---- Extracted material
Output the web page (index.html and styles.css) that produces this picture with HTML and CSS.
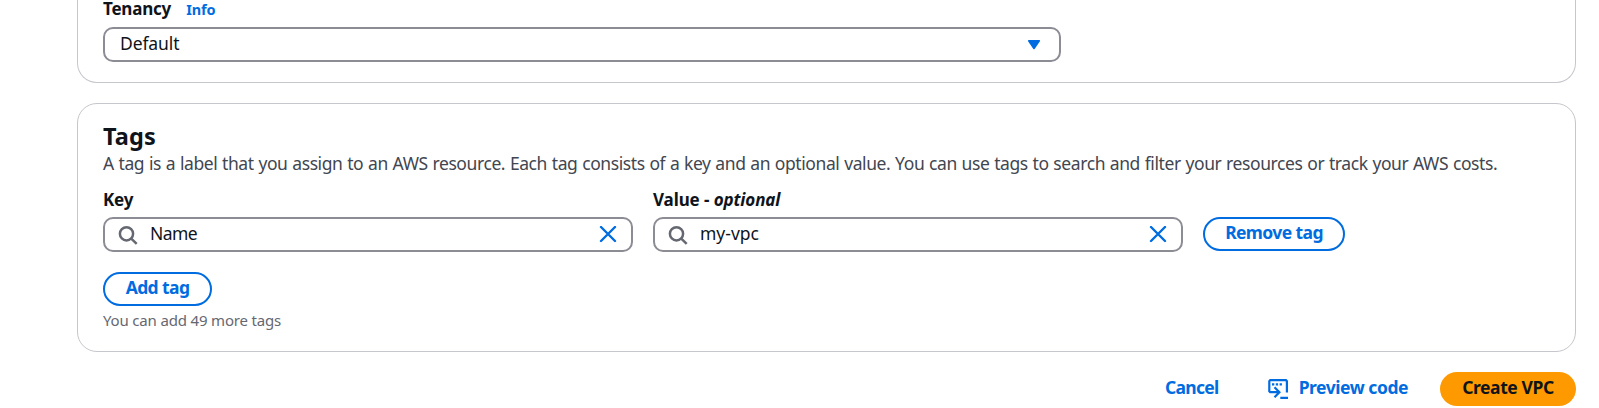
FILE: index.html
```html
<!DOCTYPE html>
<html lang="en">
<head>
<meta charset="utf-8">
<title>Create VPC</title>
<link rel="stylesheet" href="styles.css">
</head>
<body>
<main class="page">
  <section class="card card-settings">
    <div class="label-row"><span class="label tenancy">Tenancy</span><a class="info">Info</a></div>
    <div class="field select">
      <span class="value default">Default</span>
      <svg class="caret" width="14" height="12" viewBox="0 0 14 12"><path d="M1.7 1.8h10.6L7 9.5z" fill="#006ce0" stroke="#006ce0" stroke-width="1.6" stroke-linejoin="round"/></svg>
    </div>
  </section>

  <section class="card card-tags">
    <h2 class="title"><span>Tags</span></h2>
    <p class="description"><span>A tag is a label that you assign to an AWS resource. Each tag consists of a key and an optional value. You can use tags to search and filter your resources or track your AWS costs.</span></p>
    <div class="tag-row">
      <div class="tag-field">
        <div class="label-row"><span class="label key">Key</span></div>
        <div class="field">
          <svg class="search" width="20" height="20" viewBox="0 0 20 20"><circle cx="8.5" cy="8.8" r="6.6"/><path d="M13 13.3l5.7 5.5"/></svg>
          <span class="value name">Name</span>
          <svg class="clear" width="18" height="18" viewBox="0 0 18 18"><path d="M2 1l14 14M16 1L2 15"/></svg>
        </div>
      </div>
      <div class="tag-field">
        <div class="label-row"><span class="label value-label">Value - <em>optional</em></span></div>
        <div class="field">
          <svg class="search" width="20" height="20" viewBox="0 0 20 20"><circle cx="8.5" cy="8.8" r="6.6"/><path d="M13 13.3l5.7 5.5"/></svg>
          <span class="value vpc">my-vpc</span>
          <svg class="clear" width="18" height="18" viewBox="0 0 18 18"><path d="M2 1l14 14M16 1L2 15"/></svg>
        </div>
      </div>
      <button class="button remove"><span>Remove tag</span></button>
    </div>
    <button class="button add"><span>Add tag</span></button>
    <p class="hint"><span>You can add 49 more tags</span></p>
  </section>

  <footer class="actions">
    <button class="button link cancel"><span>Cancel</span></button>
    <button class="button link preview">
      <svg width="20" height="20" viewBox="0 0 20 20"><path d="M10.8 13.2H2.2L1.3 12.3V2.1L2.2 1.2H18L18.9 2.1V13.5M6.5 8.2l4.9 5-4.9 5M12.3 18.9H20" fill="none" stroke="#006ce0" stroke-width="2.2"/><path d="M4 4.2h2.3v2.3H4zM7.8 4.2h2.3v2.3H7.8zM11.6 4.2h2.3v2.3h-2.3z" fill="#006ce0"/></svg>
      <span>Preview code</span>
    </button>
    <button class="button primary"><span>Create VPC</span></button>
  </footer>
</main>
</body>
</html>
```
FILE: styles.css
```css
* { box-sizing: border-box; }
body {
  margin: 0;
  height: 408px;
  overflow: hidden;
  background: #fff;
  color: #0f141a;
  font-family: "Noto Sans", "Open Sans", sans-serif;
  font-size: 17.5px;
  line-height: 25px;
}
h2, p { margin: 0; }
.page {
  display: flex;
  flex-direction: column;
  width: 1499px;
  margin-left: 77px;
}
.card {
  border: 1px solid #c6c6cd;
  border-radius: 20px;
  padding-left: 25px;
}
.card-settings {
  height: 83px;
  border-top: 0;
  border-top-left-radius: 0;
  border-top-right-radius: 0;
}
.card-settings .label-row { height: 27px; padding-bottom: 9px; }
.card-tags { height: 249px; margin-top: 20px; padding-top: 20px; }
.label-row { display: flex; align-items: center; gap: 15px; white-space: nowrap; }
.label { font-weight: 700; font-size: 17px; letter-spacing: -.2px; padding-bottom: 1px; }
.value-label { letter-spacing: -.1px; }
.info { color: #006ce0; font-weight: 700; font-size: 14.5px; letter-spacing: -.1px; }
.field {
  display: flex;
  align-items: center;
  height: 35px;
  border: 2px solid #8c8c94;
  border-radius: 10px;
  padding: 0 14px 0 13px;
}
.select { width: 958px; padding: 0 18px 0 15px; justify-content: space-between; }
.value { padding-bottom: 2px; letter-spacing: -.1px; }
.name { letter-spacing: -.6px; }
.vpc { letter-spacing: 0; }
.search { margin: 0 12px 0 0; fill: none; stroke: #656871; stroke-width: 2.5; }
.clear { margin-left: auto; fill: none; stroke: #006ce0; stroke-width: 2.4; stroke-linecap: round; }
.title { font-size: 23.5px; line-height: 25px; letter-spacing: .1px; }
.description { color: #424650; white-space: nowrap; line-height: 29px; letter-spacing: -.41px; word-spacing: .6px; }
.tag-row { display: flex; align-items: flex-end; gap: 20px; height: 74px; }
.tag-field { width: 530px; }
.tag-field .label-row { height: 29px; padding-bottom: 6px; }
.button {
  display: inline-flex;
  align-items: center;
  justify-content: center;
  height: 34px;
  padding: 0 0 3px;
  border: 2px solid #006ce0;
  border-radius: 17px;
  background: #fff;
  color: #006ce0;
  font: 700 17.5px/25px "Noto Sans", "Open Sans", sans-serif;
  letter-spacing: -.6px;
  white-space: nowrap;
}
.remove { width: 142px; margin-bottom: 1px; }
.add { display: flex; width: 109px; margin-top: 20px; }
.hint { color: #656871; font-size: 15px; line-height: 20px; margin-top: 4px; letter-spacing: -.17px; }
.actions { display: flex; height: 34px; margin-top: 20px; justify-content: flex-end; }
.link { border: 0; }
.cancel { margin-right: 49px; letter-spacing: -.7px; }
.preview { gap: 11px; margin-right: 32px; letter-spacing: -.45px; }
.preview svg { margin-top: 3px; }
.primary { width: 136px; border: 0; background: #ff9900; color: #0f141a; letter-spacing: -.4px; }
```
--------
---- Extracted material
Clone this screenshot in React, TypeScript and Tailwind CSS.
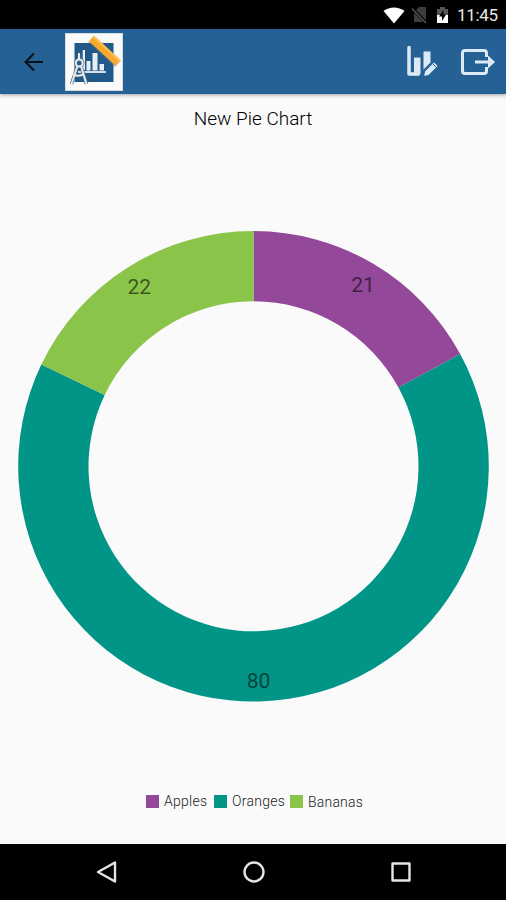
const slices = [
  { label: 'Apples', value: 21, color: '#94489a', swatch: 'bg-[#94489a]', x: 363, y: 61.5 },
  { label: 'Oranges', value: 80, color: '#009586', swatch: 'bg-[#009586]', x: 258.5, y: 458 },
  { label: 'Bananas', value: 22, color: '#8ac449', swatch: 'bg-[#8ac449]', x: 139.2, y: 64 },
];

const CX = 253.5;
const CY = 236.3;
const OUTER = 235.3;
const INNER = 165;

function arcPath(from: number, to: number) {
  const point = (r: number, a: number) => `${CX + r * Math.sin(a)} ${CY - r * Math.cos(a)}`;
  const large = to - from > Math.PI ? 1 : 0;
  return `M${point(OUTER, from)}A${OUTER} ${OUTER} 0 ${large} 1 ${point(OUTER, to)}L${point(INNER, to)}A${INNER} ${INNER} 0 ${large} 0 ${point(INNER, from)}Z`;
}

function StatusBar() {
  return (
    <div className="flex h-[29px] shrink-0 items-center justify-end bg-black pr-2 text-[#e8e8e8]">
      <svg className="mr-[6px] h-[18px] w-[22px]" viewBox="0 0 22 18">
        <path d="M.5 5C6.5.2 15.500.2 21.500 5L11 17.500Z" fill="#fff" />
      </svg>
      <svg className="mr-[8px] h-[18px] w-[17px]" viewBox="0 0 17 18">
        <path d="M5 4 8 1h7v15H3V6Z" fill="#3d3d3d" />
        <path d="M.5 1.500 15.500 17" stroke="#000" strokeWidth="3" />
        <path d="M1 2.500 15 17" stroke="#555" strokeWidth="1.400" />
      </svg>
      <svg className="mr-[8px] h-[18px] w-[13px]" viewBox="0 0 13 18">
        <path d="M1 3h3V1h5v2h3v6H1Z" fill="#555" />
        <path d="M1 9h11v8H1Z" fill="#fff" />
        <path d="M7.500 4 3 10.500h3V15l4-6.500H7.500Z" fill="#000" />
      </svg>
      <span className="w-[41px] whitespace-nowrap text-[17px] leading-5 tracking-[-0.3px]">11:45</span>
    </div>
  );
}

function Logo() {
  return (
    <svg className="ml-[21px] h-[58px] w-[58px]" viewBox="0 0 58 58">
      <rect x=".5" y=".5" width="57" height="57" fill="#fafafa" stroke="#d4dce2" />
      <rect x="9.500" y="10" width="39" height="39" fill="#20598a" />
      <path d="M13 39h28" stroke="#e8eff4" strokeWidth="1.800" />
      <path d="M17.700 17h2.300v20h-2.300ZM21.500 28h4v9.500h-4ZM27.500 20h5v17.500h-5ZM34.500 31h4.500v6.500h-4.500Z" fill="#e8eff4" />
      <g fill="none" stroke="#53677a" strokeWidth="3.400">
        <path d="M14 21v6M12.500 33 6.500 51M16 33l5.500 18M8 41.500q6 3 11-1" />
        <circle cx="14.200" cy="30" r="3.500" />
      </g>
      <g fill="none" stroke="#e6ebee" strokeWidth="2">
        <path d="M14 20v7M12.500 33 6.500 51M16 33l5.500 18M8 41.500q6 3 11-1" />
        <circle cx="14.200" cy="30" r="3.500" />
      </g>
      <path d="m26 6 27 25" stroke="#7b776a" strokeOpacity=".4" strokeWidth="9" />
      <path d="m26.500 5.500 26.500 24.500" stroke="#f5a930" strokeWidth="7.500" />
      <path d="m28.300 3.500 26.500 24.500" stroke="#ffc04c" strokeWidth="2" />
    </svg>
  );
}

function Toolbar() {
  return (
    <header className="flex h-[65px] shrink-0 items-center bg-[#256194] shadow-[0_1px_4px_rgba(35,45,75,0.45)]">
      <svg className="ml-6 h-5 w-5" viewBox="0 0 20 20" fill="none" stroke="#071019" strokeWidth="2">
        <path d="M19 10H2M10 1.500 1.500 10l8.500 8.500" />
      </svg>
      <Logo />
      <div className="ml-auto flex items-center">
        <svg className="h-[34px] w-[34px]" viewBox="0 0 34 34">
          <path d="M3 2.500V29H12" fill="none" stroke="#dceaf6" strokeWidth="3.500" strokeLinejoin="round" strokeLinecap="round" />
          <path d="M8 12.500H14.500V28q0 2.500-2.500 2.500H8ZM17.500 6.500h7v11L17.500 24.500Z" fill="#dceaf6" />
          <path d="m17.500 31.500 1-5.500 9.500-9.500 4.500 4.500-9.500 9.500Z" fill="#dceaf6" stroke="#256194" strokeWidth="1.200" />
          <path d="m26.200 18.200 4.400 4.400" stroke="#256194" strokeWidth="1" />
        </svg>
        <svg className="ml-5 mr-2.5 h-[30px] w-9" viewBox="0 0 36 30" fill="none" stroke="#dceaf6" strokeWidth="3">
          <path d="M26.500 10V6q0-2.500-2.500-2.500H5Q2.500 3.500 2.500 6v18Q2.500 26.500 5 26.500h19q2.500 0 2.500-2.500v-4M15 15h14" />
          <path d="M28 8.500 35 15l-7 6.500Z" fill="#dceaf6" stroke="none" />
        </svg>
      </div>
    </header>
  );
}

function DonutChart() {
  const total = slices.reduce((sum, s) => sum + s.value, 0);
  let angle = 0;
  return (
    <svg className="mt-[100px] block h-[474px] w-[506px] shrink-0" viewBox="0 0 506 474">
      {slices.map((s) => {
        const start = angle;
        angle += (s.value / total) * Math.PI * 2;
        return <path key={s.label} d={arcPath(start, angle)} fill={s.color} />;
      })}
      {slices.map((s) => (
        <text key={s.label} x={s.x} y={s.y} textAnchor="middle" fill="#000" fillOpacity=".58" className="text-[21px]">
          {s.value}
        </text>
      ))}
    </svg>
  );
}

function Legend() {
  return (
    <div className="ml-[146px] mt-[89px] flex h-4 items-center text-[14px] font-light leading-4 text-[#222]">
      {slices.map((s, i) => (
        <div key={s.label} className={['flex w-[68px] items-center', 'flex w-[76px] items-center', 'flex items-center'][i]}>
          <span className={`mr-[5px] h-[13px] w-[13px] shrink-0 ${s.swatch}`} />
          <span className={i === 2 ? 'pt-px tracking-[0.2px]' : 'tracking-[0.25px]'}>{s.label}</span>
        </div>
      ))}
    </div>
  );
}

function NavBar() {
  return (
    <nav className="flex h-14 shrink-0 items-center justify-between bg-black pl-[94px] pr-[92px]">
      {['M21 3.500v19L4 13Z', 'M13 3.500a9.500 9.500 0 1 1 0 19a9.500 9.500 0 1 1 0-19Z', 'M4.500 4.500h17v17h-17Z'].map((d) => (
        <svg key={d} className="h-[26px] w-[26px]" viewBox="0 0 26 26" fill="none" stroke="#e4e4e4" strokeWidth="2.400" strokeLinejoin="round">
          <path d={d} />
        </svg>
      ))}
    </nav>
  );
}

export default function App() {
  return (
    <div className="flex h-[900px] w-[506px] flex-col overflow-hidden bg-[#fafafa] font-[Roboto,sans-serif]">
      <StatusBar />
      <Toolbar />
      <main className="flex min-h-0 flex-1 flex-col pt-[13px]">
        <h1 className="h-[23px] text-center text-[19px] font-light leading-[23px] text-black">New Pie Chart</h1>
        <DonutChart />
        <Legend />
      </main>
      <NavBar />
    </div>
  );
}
--------
▶ **What to produce**
From the entries, copy out each line containing the word "that".

▶ **Problem solution**
Output the web page (index.html and styles.css) that produces this picture with HTML and CSS.
    <p class="description"><span>A tag is a label that you assign to an AWS resource. Each tag consists of a key and an optional value. You can use tags to search and filter your resources or track your AWS costs.</span></p>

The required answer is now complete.